Recuerdo que en una ocasión lo pasamos en grande en la pandilla. A una de ellas, no recuerdo muy bien quién en concreto, pero creo que fue Candela (la de tío Paco el Manco) le regalaron un velo (tela de encaje con la que las mujeres se cubría la cabeza para ir a la iglesia) que ella mostraba orgullosa porque era “muy bonito” mientras nosotros lo tomábamos a pitorreo porque “vaya un regalo más tonto”, hasta que logramos cabrearla a ella y al resto de amigas que defendían la bondad del regalo. Hoy nos acusarían de machistas redomados.
En la procesión de aquellos domingos, las filas marchaban rectas y disciplinadas: niños de las escuelas
escoltados por los maestros; las niñas con sus maestras, los niños con sus maestros. Detrás, las mujeres más jóvenes, las mayores, el cura y, detrás, en tropel, todos los hombres. Todo muy disciplinado, muy recto, como correspondía a la forma de pensar (obligatoria) o de ser de aquellos años, aunque la verdad es que los niños no nos enterábamos de ello, tan solo supimos lo que ocurría cuando nos lo explicaron años después ya creciditos. Y aun así no lo veíamos muy claro, nosotros lo pasábamos en grande y teníamos toda la libertad del mundo, mil veces más de la que ahora tienen los niños siempre vigilados, siempre sobre protegidos, siempre teledirigidos.
Abundaban los ramos de olivo aunque había algunas palmas. Eran verdes y redondeadas, nada que ver con las trabajadas de ahora. Me causaban envidia las que llevaban don José el cura; el cabo comandante de puesto de la Guardia Civil; el alcalde, don Bernardo, y mi padre en su calidad de sacristán. Eran largas, grandes y amarillentas y lucían muchísimo.
Tras recorrer el pueblo, cuando el cura iba a llegar a las puertas de la iglesia, un monaguillo cerraba éstas. Mi padre se metía dentro y el cura se quedaba fuera. No entendía (ni aún lo he averiguado) que significaba aquello. Don José entonaba una estrofa desde fuera y mi padre contestaba desde dentro. Como todo era en latín nos quedábamos a oscuras del diálogo.
En un momento determinado, el párroco daba con el tronco de la palmera en las puertas y estas se abrían. Entonces entraban todos en la iglesia.

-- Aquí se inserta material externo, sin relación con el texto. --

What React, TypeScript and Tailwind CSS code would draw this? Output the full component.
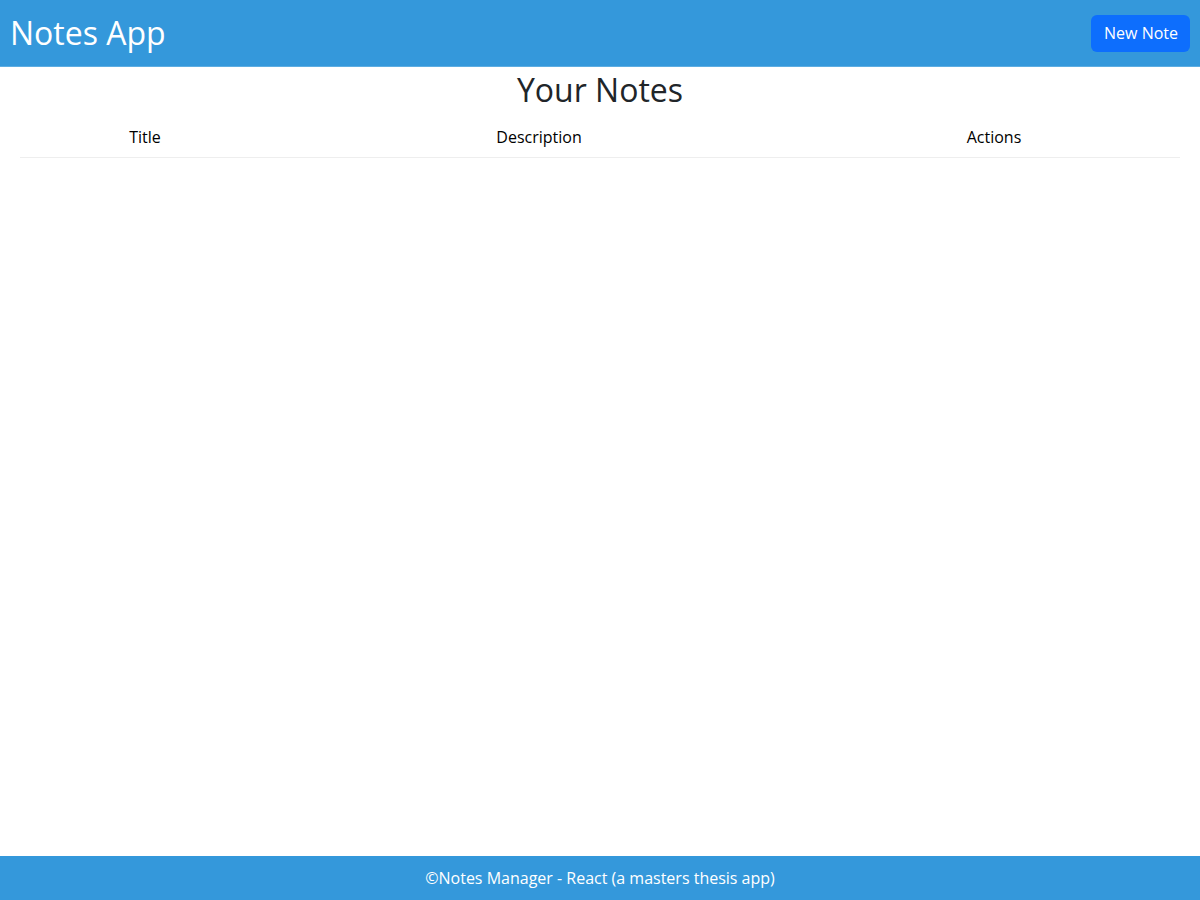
import React from 'react';

type Note = { id: string; title: string; description: string };

const notes: Note[] = [];

export default function App() {
  return (
    <div className="flex min-h-[900px] flex-col bg-white font-['Open_Sans',sans-serif] text-[#212529]">
      <header className="flex h-[67px] items-center justify-between border-b border-[#5dade2] bg-[#3498db] pl-[10px] pr-[10px]">
        <h1 className="text-[32px] leading-[38px] text-white">Notes App</h1>
        <button
          type="button"
          className="h-[37px] rounded-md bg-[#0d6efd] pr-3 pl-[13px] text-base text-white"
        >
          New Note
        </button>
      </header>

      <main className="flex-1 px-5">
        <h2 className="mt-1 mb-2 text-center text-[32px] leading-[38px]">Your Notes</h2>
        <table className="w-full border-collapse">
          <thead>
            <tr className="border-b border-[#eeeeee]">
              <th className="w-[250px] py-2 text-center text-base font-medium leading-6 text-black">Title</th>
              <th className="w-[538px] py-2 text-center text-base font-medium leading-6 text-black">Description</th>
              <th className="py-2 text-center text-base font-medium leading-6 text-black">Actions</th>
            </tr>
          </thead>
          <tbody>
            {notes.map((note) => (
              <tr key={note.id}>
                <td>{note.title}</td>
                <td>{note.description}</td>
                <td />
              </tr>
            ))}
          </tbody>
        </table>
      </main>

      <footer className="flex h-[44px] items-center justify-center bg-[#3498db] text-base text-white">
        ©Notes Manager - React (a masters thesis app)
      </footer>
    </div>
  );
}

Recuerdo que algunos años, al salir de misa, marchábamos mis primos Juan y Manolo Portales, y la Nena de nuestra tía Crisanta, a los cercaos de la Concepción, por aquel entonces todos sembrados. Clavábamos en el suelo, entre los campos de trigo, los ramos ya bendecidos para que “alejasen las tormentas y el granizo” y no se estropeasen las cosechas. Otra gran parte de ellos, al igual que las palmas, se colocaban en balcones y ventanas y allí permanecían “para ahuyentar los males” casi todo el año.
Hoy las cosas ya no son así, aunque los ramos siguen protagonizando el día especialmente entre los creyentes. Otros berzocaniegos llegan en estos fechas al pueblo en busca de un merecido descanso laboral. Que para todos ellos luzca hoy el sol como sigue luciendo en mis recuerdos de ramos y palmas.